The aim of Chapter 3, “Brand Ordinary: Norman Rockwell and the Commercial Illustration of Everyday Life,” is to “decenter [Rockwell’s] art or at least relocate it within a living tradition of American genre painting that ran right through 1905–1945” (2). Fagg observes that Rockwell’s mature work operated in the context of an everyday life constructed by a media industry catering to the white middle class. Commercial magazine illustration was a sphere of “verbal and visual discourse” that resembled that in which historical genre paintings were produced, reproduced, and received (93). Rockwell operated within a national mass culture, made possible by photomechanical reproduction, that was a more modern version of the “emblem books, almanacs, cartoon caricatures, or political jokes” that gave antebellum genre paintings visual and discursive context (93). Fagg references “transmedial storytelling,” a term from media theory, to describe how genre paintings, graphics, and text cooperate in a worldbuilding project.

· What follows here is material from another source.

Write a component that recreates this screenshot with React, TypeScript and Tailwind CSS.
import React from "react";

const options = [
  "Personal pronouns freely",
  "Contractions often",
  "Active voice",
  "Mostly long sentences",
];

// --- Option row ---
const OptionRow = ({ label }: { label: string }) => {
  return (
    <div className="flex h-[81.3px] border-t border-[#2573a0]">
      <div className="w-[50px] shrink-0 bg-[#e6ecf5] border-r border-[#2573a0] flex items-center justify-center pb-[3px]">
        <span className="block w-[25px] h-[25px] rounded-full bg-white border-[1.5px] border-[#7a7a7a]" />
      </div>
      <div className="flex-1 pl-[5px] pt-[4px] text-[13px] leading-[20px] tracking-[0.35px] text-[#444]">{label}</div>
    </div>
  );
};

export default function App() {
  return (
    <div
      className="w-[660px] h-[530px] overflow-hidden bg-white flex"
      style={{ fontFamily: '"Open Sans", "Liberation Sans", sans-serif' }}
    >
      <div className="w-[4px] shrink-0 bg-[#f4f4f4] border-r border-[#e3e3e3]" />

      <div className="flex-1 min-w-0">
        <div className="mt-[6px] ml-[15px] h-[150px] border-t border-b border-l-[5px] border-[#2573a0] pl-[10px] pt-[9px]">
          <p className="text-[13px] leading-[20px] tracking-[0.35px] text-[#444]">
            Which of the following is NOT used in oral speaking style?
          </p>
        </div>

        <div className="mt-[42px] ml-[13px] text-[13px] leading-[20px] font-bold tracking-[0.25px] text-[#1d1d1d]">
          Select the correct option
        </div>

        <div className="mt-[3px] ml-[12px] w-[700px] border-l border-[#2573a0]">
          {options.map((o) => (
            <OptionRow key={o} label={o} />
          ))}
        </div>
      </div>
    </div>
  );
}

Fagg is interested in why, therefore, Rockwell, but not Myers or Sloan, was excluded from 1930s exhibitions that established a canon of genre painting in the United States. These exhibitions, especially American Genre: The Social Scene in Paintings and Prints, 1800–1935, which opened at the Whitney Museum of American Art in 1935, are the subject of Chapter 4, “The 1930s Genre Painting Revival.” Lloyd Goodrich played a significant role in the revival, first as a contributing editor of The Arts magazine and then as curator of the Whitney Museum. Fagg tracks how, in their pursuit of a national culture during the interwar years, Goodrich and others institutionalized American genre painting.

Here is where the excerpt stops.